Schlonnye stellt nämlich fest (und da bin ich wieder bei meiner Grundaussage, dass die Geschichte auserzählt war), nicht heimkehren kann. Diese seine Geschichte ist tatsächlich vorbei. Es gibt keinen Weg zurück. Nicht zu seinen Kriegern, nicht zu seiner Frau, schon gar nicht zu seinem Sohn, den er nie gekannt hat. Er betritt stattdessen eine Welt, die längst nicht mehr so sinnenfroh ist, wie sie eigentlich sein sollte. Ein Britannien, das auch (möglicherweise) vergewaltigt und (auf jeden Fall) gezähmt und gebändigt ist. Oder als gezähmt und gebändigt gilt. Und das ist traurig. Vergleiche dazu, was Rollo der Wikinger gesagt hat: „Christ zu sein ist gar nicht schlecht [...], ich bin mehr für den Frohsinn.“
Vollständig aus dem Rahmen (zeitlich, chronologisch, erzählerisch) fällt die Bonus-Episode mit der Schlacht von Clontarf.
Herr Nielsen erklärt ihr Vorhandensein in diesem Band allerdings auf eine so sympathisch-pragmatische Art, dass man seiner Argumentation einfach folgen muss.
Und dafür, dass ich die Geschichte für beendet gehalten hatte, bin ich tatsächlich doch seeehr neugierig auf die nächsten Bände geworden.
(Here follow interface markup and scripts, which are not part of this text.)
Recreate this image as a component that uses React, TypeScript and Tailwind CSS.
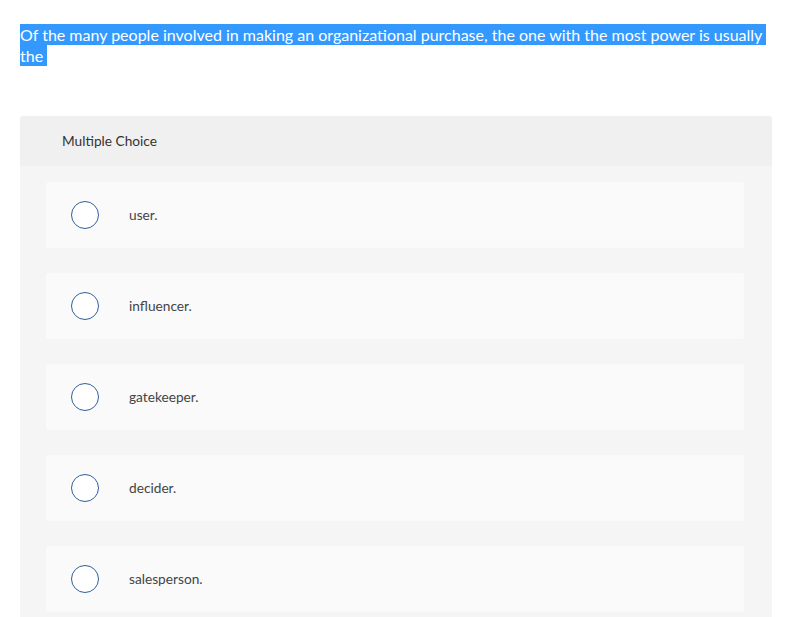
const options = ["user.", "influencer.", "gatekeeper.", "decider.", "salesperson."];

export default function App() {
  return (
    <div className="min-h-screen bg-white pt-6 font-['Lato','Liberation_Sans',sans-serif]">
      <p className="mx-5 text-[16px] leading-[21px] text-white">
        <span className="bg-[#3399ff] py-px pr-1 [box-decoration-break:clone]">
          Of the many people involved in making an organizational purchase, the one with the most power is usually the
        </span>
      </p>

      <div className="mx-5 mt-[50px] w-[752px] overflow-hidden rounded-t-[3px] bg-[#f5f5f5]">
        <div className="flex h-[50px] items-center bg-[#f0f0f0] pl-[42px] text-[13.7px] text-[#333]">
          Multiple Choice
        </div>
        <div className="flex flex-col gap-[25px] pt-4 pr-[28px] pb-6 pl-[26px]">
          {options.map((opt) => (
            <div
              key={opt}
              className="flex h-[66px] items-center rounded-[3px] bg-[#fafafa] pl-[25px]"
            >
              <span className="h-[28px] w-[28px] shrink-0 rounded-full border-[1.5px] border-[#2f5f9e] bg-white" />
              <span className="ml-[30px] text-[13.7px] text-[#444]">{opt}</span>
            </div>
          ))}
        </div>
      </div>
    </div>
  );
}
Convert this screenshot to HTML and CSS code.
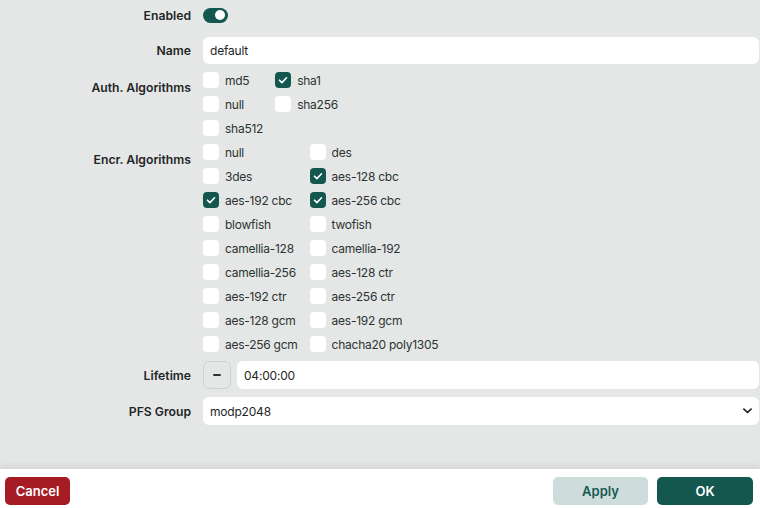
FILE: index.html
```html
<!DOCTYPE html>
<html>
<head>
<meta charset="utf-8">
<link rel="stylesheet" href="styles.css">
</head>
<body>
<div class="page">
  <form class="form">
    <div class="label lbl-mid">Enabled</div>
    <div class="ctl ctl-toggle"><span class="toggle"><span class="knob"></span></span></div>

    <div class="label lbl-mid">Name</div>
    <div class="ctl"><div class="input">default</div></div>

    <div class="label lbl-top">Auth. Algorithms</div>
    <div class="ctl">
      <div class="checks">
        <label class="chk"><span class="box"></span>md5</label>
        <label class="chk"><span class="box on"><svg viewBox="0 0 16 16"><path d="M4.5 8.2l2.4 2.4 4.6-4.8"/></svg></span>sha1</label>
        <label class="chk"><span class="box"></span>null</label>
        <label class="chk"><span class="box"></span>sha256</label>
        <label class="chk"><span class="box"></span>sha512</label>
      </div>
    </div>

    <div class="label lbl-top">Encr. Algorithms</div>
    <div class="ctl ctl-encr">
      <div class="checks">
        <label class="chk"><span class="box"></span>null</label>
        <label class="chk"><span class="box"></span>des</label>
        <label class="chk"><span class="box"></span>3des</label>
        <label class="chk"><span class="box on"><svg viewBox="0 0 16 16"><path d="M4.5 8.2l2.4 2.4 4.6-4.8"/></svg></span>aes-128 cbc</label>
        <label class="chk"><span class="box on"><svg viewBox="0 0 16 16"><path d="M4.5 8.2l2.4 2.4 4.6-4.8"/></svg></span>aes-192 cbc</label>
        <label class="chk"><span class="box on"><svg viewBox="0 0 16 16"><path d="M4.5 8.2l2.4 2.4 4.6-4.8"/></svg></span>aes-256 cbc</label>
        <label class="chk"><span class="box"></span>blowfish</label>
        <label class="chk"><span class="box"></span>twofish</label>
        <label class="chk"><span class="box"></span>camellia-128</label>
        <label class="chk"><span class="box"></span>camellia-192</label>
        <label class="chk"><span class="box"></span>camellia-256</label>
        <label class="chk"><span class="box"></span>aes-128 ctr</label>
        <label class="chk"><span class="box"></span>aes-192 ctr</label>
        <label class="chk"><span class="box"></span>aes-256 ctr</label>
        <label class="chk"><span class="box"></span>aes-128 gcm</label>
        <label class="chk"><span class="box"></span>aes-192 gcm</label>
        <label class="chk"><span class="box"></span>aes-256 gcm</label>
        <label class="chk"><span class="box"></span>chacha20 poly1305</label>
      </div>
    </div>

    <div class="label lbl-mid">Lifetime</div>
    <div class="ctl ctl-row">
      <span class="minus"><span class="dash"></span></span>
      <div class="input grow">04:00:00</div>
    </div>

    <div class="label lbl-mid">PFS Group</div>
    <div class="ctl">
      <div class="input select">modp2048
        <svg class="chev" viewBox="0 0 12 12"><path d="M1.5 4l4.5 4 4.5-4"/></svg>
      </div>
    </div>
  </form>
  <footer class="footer">
    <button type="button" class="btn cancel">Cancel</button>
    <div class="right">
      <button type="button" class="btn apply">Apply</button>
      <button type="button" class="btn ok">OK</button>
    </div>
  </footer>
</div>
</body>
</html>
```
FILE: styles.css
```css
* { box-sizing: border-box; }
html, body { margin: 0; padding: 0; }
body {
  width: 760px;
  height: 508px;
  overflow: hidden;
  background: #e5e7e6;
  font-family: Inter, "Noto Sans", sans-serif;
  font-size: 12px;
  color: #1e2626;
}
.page {
  display: flex;
  flex-direction: column;
  height: 508px;
}
.form {
  flex: 1;
  display: grid;
  grid-template-columns: 191px 1fr;
  column-gap: 12px;
  row-gap: 8px;
  align-content: start;
  padding: 1px 1px 0 0;
}
.label {
  text-align: right;
  font-weight: 600;
  font-size: 12.2px;
  color: #1e2626;
}
.lbl-mid {
  display: flex;
  align-items: center;
  justify-content: flex-end;
}
.lbl-top { padding-top: 8px; line-height: 16px; }
.ctl { min-width: 0; }
.ctl-encr { padding-bottom: 1px; }
.ctl-toggle {
  height: 28px;
  display: flex;
  align-items: center;
}
.toggle {
  width: 25px;
  height: 15px;
  border-radius: 8px;
  background: #14574f;
  position: relative;
  display: inline-block;
}
.knob {
  position: absolute;
  width: 10px;
  height: 10px;
  border-radius: 50%;
  background: #fff;
  right: 3px;
  top: 2.5px;
}
.input {
  height: 27px;
  background: #fff;
  border-radius: 6px;
  padding: 0 7px;
  display: flex;
  align-items: center;
  font-size: 12px;
  letter-spacing: -0.2px;
  color: #1e2626;
}
.ctl-row {
  display: flex;
  gap: 6px;
}
.ctl-row .input { height: 28px; }
.grow { flex: 1; }
.minus {
  width: 28px;
  height: 28px;
  border: 1px solid #cfd2d1;
  border-radius: 6px;
  display: flex;
  align-items: center;
  justify-content: center;
  flex: none;
}
.dash {
  width: 8px;
  height: 2px;
  background: #333;
  border-radius: 1px;
}
.select {
  position: relative;
  height: 28px;
}
.chev {
  position: absolute;
  right: 6px;
  top: 8px;
  width: 11px;
  height: 11px;
  fill: none;
  stroke: #222;
  stroke-width: 1.7;
}
.checks {
  display: inline-grid;
  grid-template-columns: auto auto;
  column-gap: 12px;
  row-gap: 8px;
}
.chk {
  display: flex;
  align-items: center;
  gap: 6px;
  height: 16px;
  white-space: nowrap;
  font-size: 12px;
  letter-spacing: -0.25px;
  color: #2b3333;
}
.box {
  width: 16px;
  height: 16px;
  border-radius: 4px;
  background: #fff;
  flex: none;
  display: flex;
  align-items: center;
  justify-content: center;
}
.box.on { background: #14574f; }
.box svg {
  width: 16px;
  height: 16px;
  fill: none;
  stroke: #fff;
  stroke-width: 1.6;
  stroke-linecap: round;
  stroke-linejoin: round;
}
.footer {
  height: 39px;
  background: #fff;
  box-shadow: 0 -3px 6px rgba(0,0,0,0.08);
  display: flex;
  justify-content: space-between;
  align-items: flex-start;
  padding: 8px 7px 0 5px;
}
.right { display: flex; gap: 9px; }
.btn {
  height: 28px;
  border: none;
  border-radius: 5px;
  font-family: Inter, "Noto Sans", sans-serif;
  font-size: 13px;
  font-weight: 600;
  padding: 0;
}
.cancel { width: 65px; background: #a51c24; color: #fff; }
.apply { width: 95px; background: #cedcdb; color: #155a52; }
.ok { width: 96px; background: #14574f; color: #fff; }
```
Denn Slaine als Heldentyp ist vor verschiedenen Hintergründen einsetzbar, zumindest, solange er sich in Britannien bewegt. Das hat Mills hier bewiesen. Und seinen Malern nehme ich nur wenig übel. Am meisten allerdings die fehlenden niedlichen Sommersprossen. Ansonsten darf sich jeder austoben, zeigen, was er kann und diversen (alten wie modern(d)en) Meistern huldigen. Dann sehen die Diluvials halt mal so oder so aus, Elfric ebenfalls und der Verwindungskrampf MUSS eigentlich immer anders aussehen. Doch, doch. Der Dantes Verlag hat da was ganz Hübsches am Start.